Depois, eu fui mandado para a prisão, por um julgamento questionável de
acusações de corrupção e lavagem de dinheiro.
Meu encarceramento foi a última fase de um golpe em
câmera lenta destinado a marginalizar permanentemente as forças progressistas
no Brasil. Pretende-se impedir que o Partido dos Trabalhadores seja novamente
eleito para a presidência. Com todas as pesquisas mostrando que eu venceria
facilmente as eleições de outubro, a extrema direita do Brasil está tentando me
tirar da disputa. Minha condenação e prisão são baseadas somente no testemunho
de uma pessoa, cuja própria sentença foi reduzida em troca do que ele disse
contra mim. Em outras palavras, era do seu interesse pessoal dizer às
autoridades o que elas queriam ouvir.
As forças de direita que tomaram o poder no Brasil não
perderam tempo na implementação de sua agenda. A administração profundamente
impopular do presidente Michel Temer aprovou uma emenda constitucional que
estabelece um limite de 20 anos para os gastos públicos e promulgou várias
mudanças nas leis trabalhistas que facilitarão a terceirização e enfraquecerão
os direitos de negociação dos trabalhadores, e até mesmo seu direito a uma
jornada de oito horas de trabalho. O governo Temer também tentou fazer cortes
na Previdência.
Os conservadores do Brasil estão trabalhando muito para
reverter o progresso dos governos do Partido dos Trabalhadores, e eles estão
determinados a nos impedir de voltar ao cargo no futuro próximo. Seu aliado
nesse esforço é o juiz Sérgio Moro e sua equipe de promotores, que recorreram a
gravações e vazamentos de conversas telefônicas particulares que tive com minha
família e com meu advogado, incluindo um grampo ilegal. Eles criaram um show
para a mídia quando me levaram para depor à força, me acusando de ser o
“mentor” de um vasto esquema de corrupção.

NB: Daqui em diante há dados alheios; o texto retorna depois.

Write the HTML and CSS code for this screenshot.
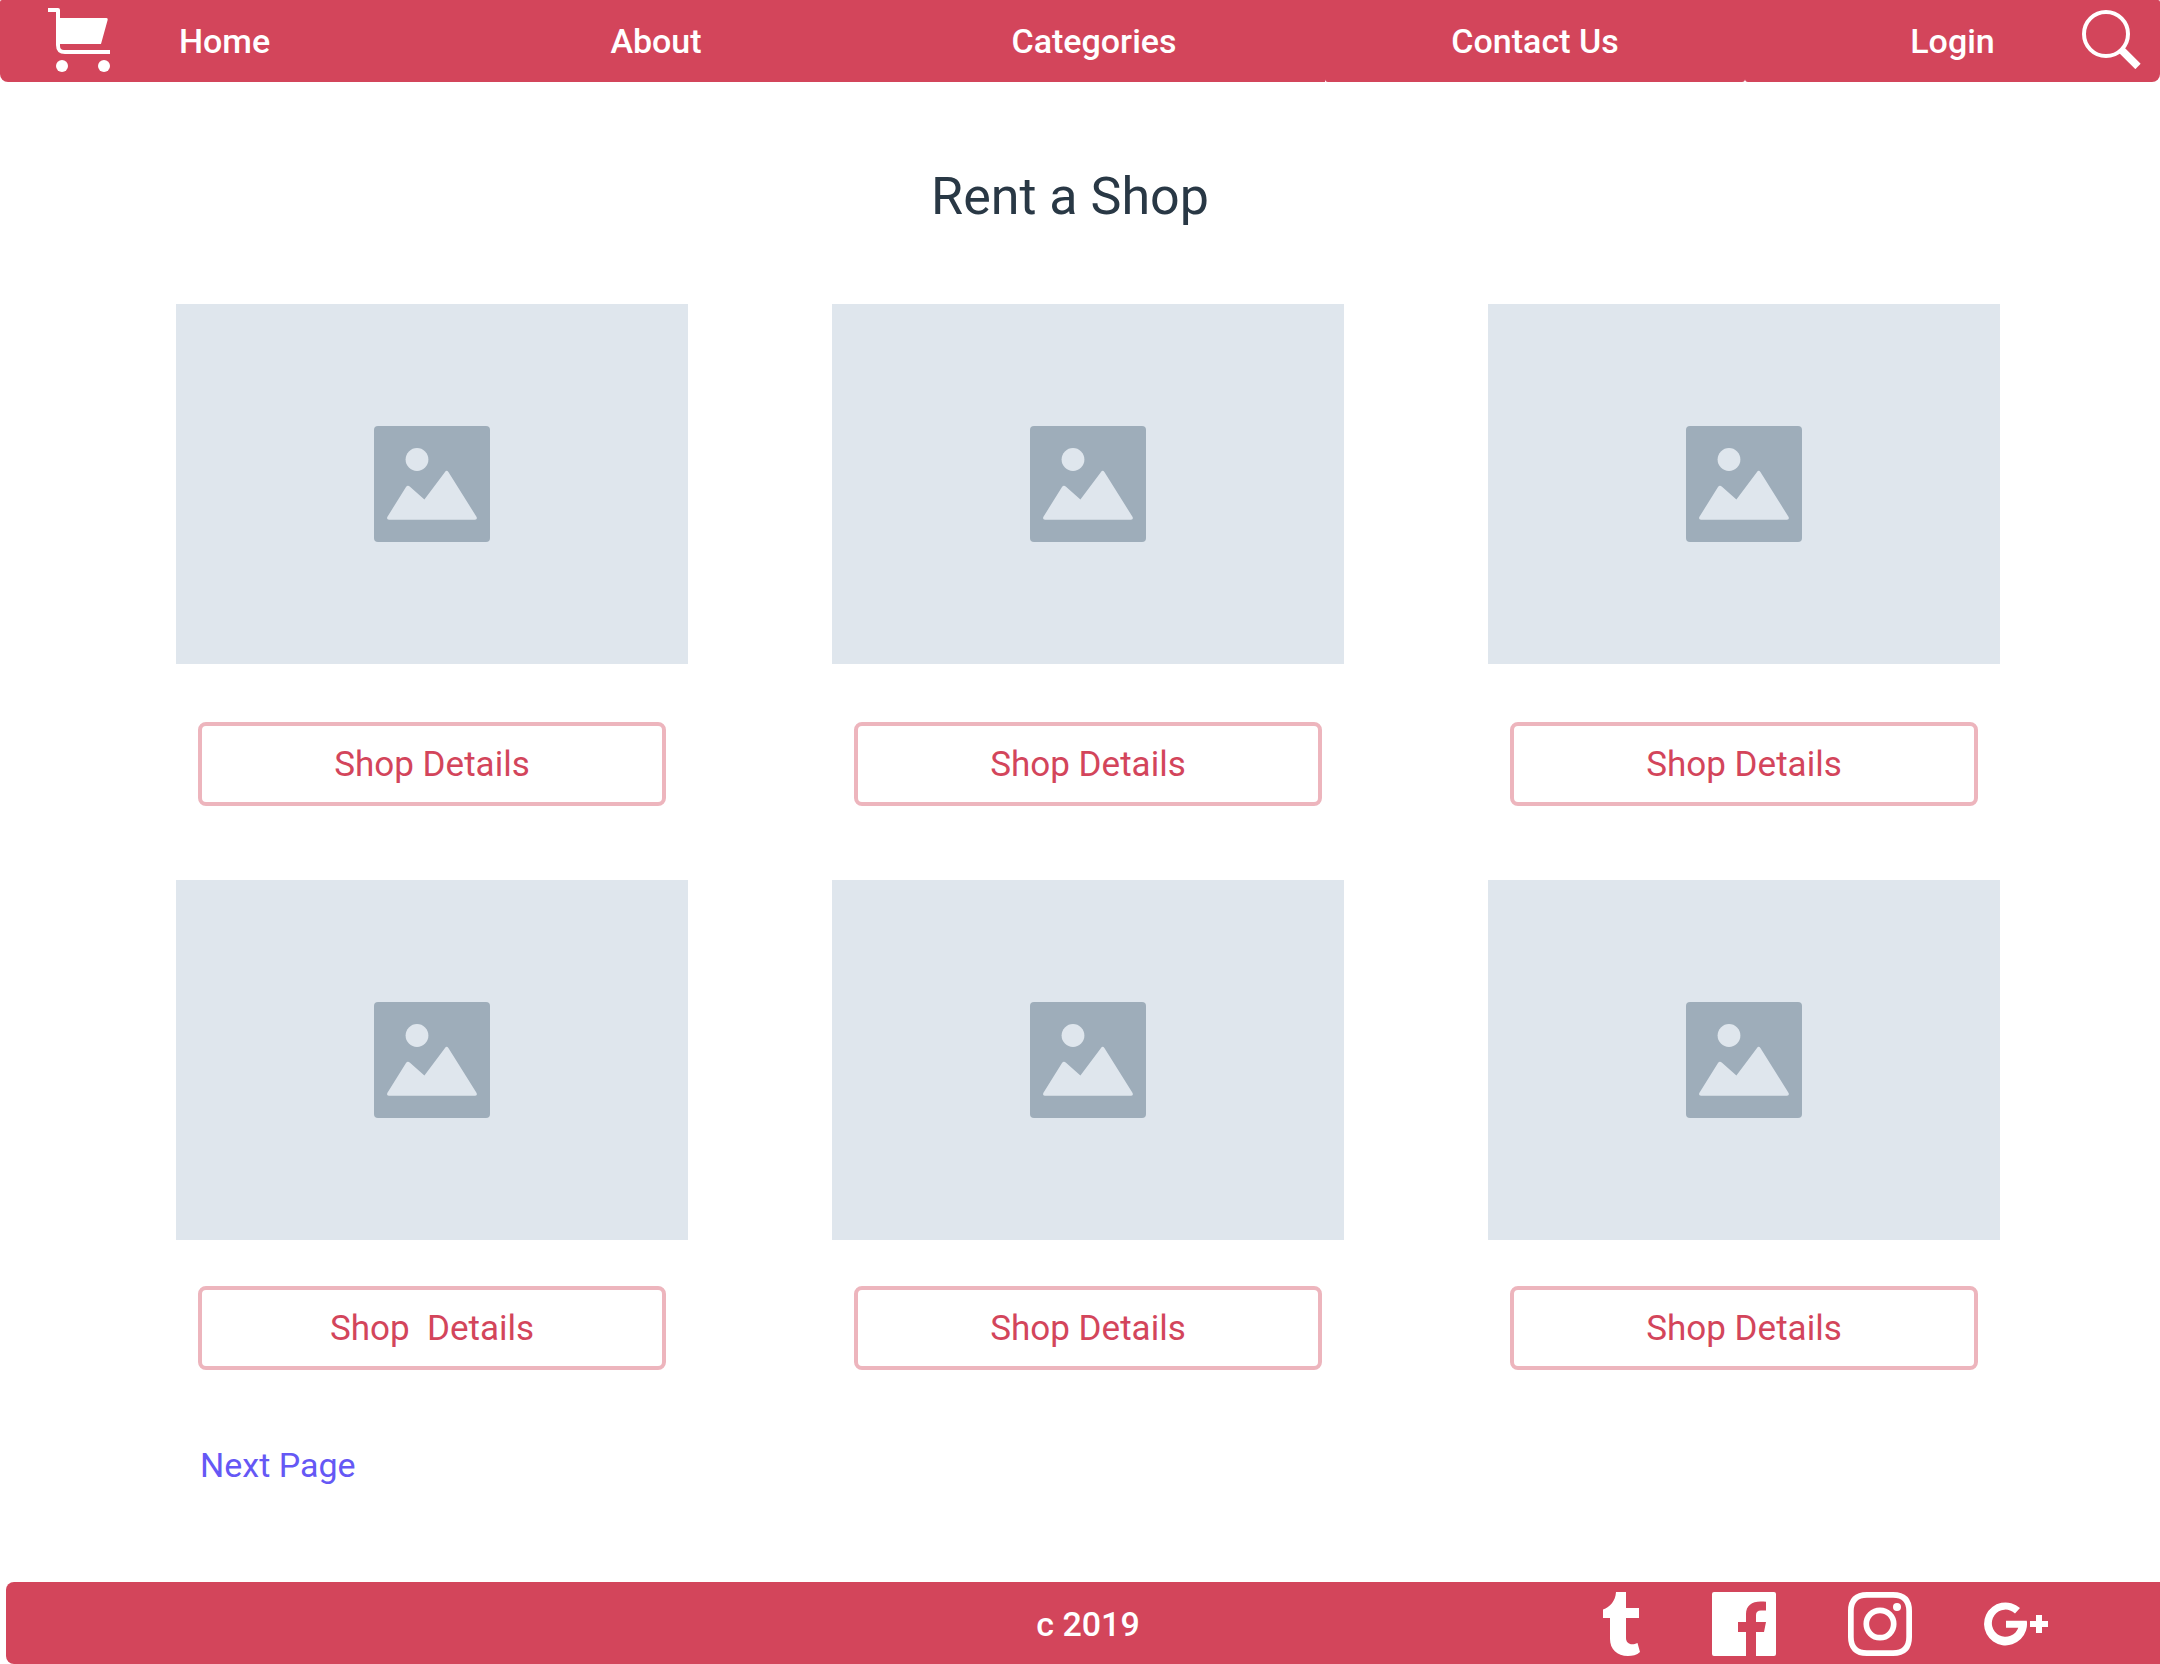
FILE: index.html
```html
<!DOCTYPE html>
<html lang="en">
<head>
<meta charset="utf-8">
<meta name="viewport" content="width=device-width, initial-scale=1">
<title>Rent a Shop</title>
<link rel="stylesheet" href="styles.css">
</head>
<body>
<svg class="sprite" aria-hidden="true">
  <symbol id="picture" viewBox="0 0 116 116">
    <rect class="picture-frame" width="116" height="116" rx="4"/>
    <circle class="picture-shape" cx="43" cy="33.5" r="11.4"/>
    <path class="picture-shape" d="M13.3 91 32 61Q33.7 58.7 36 60.7L50.4 73.6 71 46Q72.7 43.6 74.4 46L102.6 91Q103.6 93.7 101 93.7H15Q12.4 93.7 13.3 91Z"/>
  </symbol>
</svg>

<header>
  <nav class="nav" aria-label="Main">
    <div class="nav-cell">
      <a class="cart" href="#cart" aria-label="Cart">
        <svg width="62" height="64" viewBox="0 0 62 64" fill="currentColor">
          <path d="M0 0H10Q12 0 12 2V10H58.5Q60 10 59.7 11.8L53 36H12V38Q12 42 16 42H62V46H17Q8 46 8 37V4H0Z"/>
          <circle cx="14" cy="58" r="6"/><circle cx="56" cy="58" r="6"/>
        </svg>
      </a>
      <a class="nav-link" href="#home">Home</a>
    </div>
    <div class="nav-cell"><a class="nav-link" href="#about">About</a></div>
    <div class="nav-cell"><a class="nav-link" href="#categories">Categories</a></div>
    <div class="nav-cell nav-cell-notch"><a class="nav-link" href="#contact">Contact Us</a></div>
    <div class="nav-cell">
      <a class="nav-link" href="#login">Login</a>
      <button class="search" type="button" aria-label="Search">
        <svg width="59" height="60" viewBox="0 0 59 60" fill="none" stroke="currentColor">
          <circle cx="24" cy="25" r="22" stroke-width="4"/>
          <path d="M39.5 41 56 57.500" stroke-width="7.500"/>
        </svg>
      </button>
    </div>
  </nav>
</header>

<main>
  <h1 class="title">Rent a Shop</h1>
  <div class="shops">
    <article class="shop">
      <div class="photo"><svg class="picture" role="img" aria-label="Shop photo"><use href="#picture"/></svg></div>
      <button class="details" type="button">Shop Details</button>
    </article>
    <article class="shop">
      <div class="photo"><svg class="picture" role="img" aria-label="Shop photo"><use href="#picture"/></svg></div>
      <button class="details" type="button">Shop Details</button>
    </article>
    <article class="shop">
      <div class="photo"><svg class="picture" role="img" aria-label="Shop photo"><use href="#picture"/></svg></div>
      <button class="details" type="button">Shop Details</button>
    </article>
  </div>
  <div class="shops shops-last">
    <article class="shop">
      <div class="photo"><svg class="picture" role="img" aria-label="Shop photo"><use href="#picture"/></svg></div>
      <button class="details" type="button">Shop  Details</button>
    </article>
    <article class="shop">
      <div class="photo"><svg class="picture" role="img" aria-label="Shop photo"><use href="#picture"/></svg></div>
      <button class="details" type="button">Shop Details</button>
    </article>
    <article class="shop">
      <div class="photo"><svg class="picture" role="img" aria-label="Shop photo"><use href="#picture"/></svg></div>
      <button class="details" type="button">Shop Details</button>
    </article>
  </div>
  <a class="next" href="#next">Next Page</a>
</main>

<footer class="footer">
  <p class="copyright">c 2019</p>
  <div class="social">
    <a href="#tumblr" aria-label="Tumblr">
      <svg width="37" height="64" viewBox="0 0 37 64" fill="currentColor"><path d="M13 0H23V16H36V26H23V46C23 51.500 28 54 34.500 51L37 60C34 63 29 64 25 64C14 64 7 57 7 47V26H0V17.500C7 15 12.500 9 13 0Z"/></svg>
    </a>
    <a href="#facebook" aria-label="Facebook">
      <svg width="64" height="64" viewBox="0 0 64 64" fill="currentColor"><path d="M2 0H62Q64 0 64 2V62Q64 64 62 64H44V40H52L54 30H44V23Q44 18.500 49 18.500H54V9.800C42 8 34 12 34 22V30H26V40H34V64H2Q0 64 0 62V2Q0 0 2 0Z"/></svg>
    </a>
    <a href="#instagram" aria-label="Instagram">
      <svg width="64" height="64" viewBox="0 0 64 64" fill="none" stroke="currentColor" stroke-width="5.700"><path d="M19 2.850H45Q61.150 2.850 61.150 19V45Q61.150 61.150 45 61.150H19Q2.850 61.150 2.850 45V19Q2.850 2.850 19 2.850Z"/><circle cx="32" cy="32" r="13.700"/><circle cx="49" cy="15" r="4" fill="currentColor" stroke="none"/></svg>
    </a>
    <a href="#google-plus" aria-label="Google Plus">
      <svg width="64" height="44" viewBox="0 0 64 44" fill="currentColor"><path d="M36 6 31 11.500A13.600 13.600 0 1 0 34.300 25.700H22V18.700H42.800A21.500 21.500 0 1 1 36 6Z"/><path d="M52 13H58V19H64V25H58V31H52V25H46V19H52Z"/></svg>
    </a>
  </div>
</footer>
</body>
</html>
```

FILE: styles.css
```css
:root {
  --red: #d3455b;
  --red-light: #edb5bd;
  --ink: #293845;
  --violet: #6558f5;
  --placeholder: #dfe6ed;
  --placeholder-dark: #9eadba;
}

* { box-sizing: border-box; }

body {
  margin: 0;
  min-height: 100vh;
  display: flex;
  flex-direction: column;
  background: #fff;
  color: var(--ink);
  font: 400 34px/40px Roboto, "Liberation Sans", sans-serif;
}

a { color: inherit; text-decoration: none; }
svg { display: block; }
button { font: inherit; cursor: pointer; }

.sprite { position: absolute; width: 0; height: 0; }

.nav {
  display: grid;
  grid-template-columns: 449fr 414fr 462fr 420fr 415fr;
  min-height: 82px;
  color: #fff;
}

.nav-cell {
  display: grid;
  grid-template-columns: 1fr auto 1fr;
  align-items: center;
  background: var(--red);
}

.nav-cell:first-child { border-radius: 2px 0 0 8px; }
.nav-cell:last-child { border-radius: 0 2px 8px 3px; }
.nav-cell-notch { border-radius: 0 0 3px 3px; }

.nav-link { grid-column: 2; font-weight: 500; }
.cart { margin-left: 48px; padding-bottom: 2px; }

.search {
  justify-self: end;
  margin-right: 19px;
  padding: 0 0 4px;
  border: 0;
  background: none;
  color: inherit;
}

.title {
  margin: 83px 0 75px;
  padding-right: 20px;
  font-size: 52px;
  line-height: 64px;
  font-weight: 400;
  text-align: center;
}

.shops {
  display: grid;
  grid-template-columns: repeat(3, 1fr);
  column-gap: 144px;
  padding: 0 160px 0 176px;
  margin-bottom: 74px;
}

.shop { display: flex; flex-direction: column; gap: 58px; }
.shops-last .shop { gap: 46px; }

.photo {
  display: grid;
  place-items: center;
  height: 360px;
  background: var(--placeholder);
}

.picture { width: 116px; height: 116px; }
.picture-frame { fill: var(--placeholder-dark); }
.picture-shape { fill: var(--placeholder); }

.details {
  margin: 0 22px;
  height: 84px;
  padding: 2px 0 0;
  border: 4px solid var(--red-light);
  border-radius: 8px;
  background: #fff;
  color: var(--red);
  font-size: 35px;
  white-space: pre;
}

.next {
  display: inline-block;
  margin: 1px 0 40px 200px;
  color: var(--violet);
}

.footer {
  display: grid;
  grid-template-columns: 1fr auto 1fr;
  align-items: center;
  min-height: 82px;
  margin: auto 0 0 6px;
  padding: 2px 0 0 10px;
  border-radius: 8px 0 0 8px;
  background: var(--red);
  color: #fff;
}

.copyright { grid-column: 2; margin: 0; font-weight: 500; }

.social {
  display: flex;
  align-items: center;
  justify-content: flex-end;
  gap: 72px;
  padding-right: 112px;
}
```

Esses detalhes aterradores raramente
são relatados na grande mídia.
Moro tem sido celebrado pela mídia de direita do Brasil.
Ele se tornou intocável. Mas a verdadeira questão não é o Sr. Moro; são aqueles
que o elevaram a esse status de intocável: elites de direita, neoliberais, que
sempre se opuseram à nossa luta por maior justiça social e igualdade no Brasil.
Eu não acredito que a maioria dos brasileiros aprove essa
agenda elitista. É por isso que, embora eu possa estar na cadeia hoje, eu estou
concorrendo à presidência. E por isso que as pesquisas mostram que se as
eleições fossem realizadas hoje, eu venceria. Milhões de brasileiros entendem
que minha prisão não tem nada a ver com corrupção, e eles entendem que eu estou
onde estou apenas por razões políticas.
Eu não me preocupo comigo mesmo. Já estive preso antes,
sob a ditadura militar do Brasil, por nada mais do que defender os direitos dos
trabalhadores. Essa ditadura caiu. As pessoas que estão abusando de seu poder
hoje também cairão.
Eu não peço para estar acima da lei, mas um julgamento
deve ser justo e imparcial. Essas forças de direita me condenaram, me
prenderam, ignoraram a esmagadora evidência de minha inocência e me negaram
Habeas Corpus apenas para tentar me impedir de concorrer à presidência. Eu peço
respeito pela democracia. Se eles querem me derrotar de verdade, façam nas
eleições. Segundo a Constituição brasileira, o poder vem do povo, que elege
seus representantes. Então, deixe o povo brasileiro decidir. Eu tenho fé que a
justiça prevalecerá, mas o tempo está correndo contra a democracia.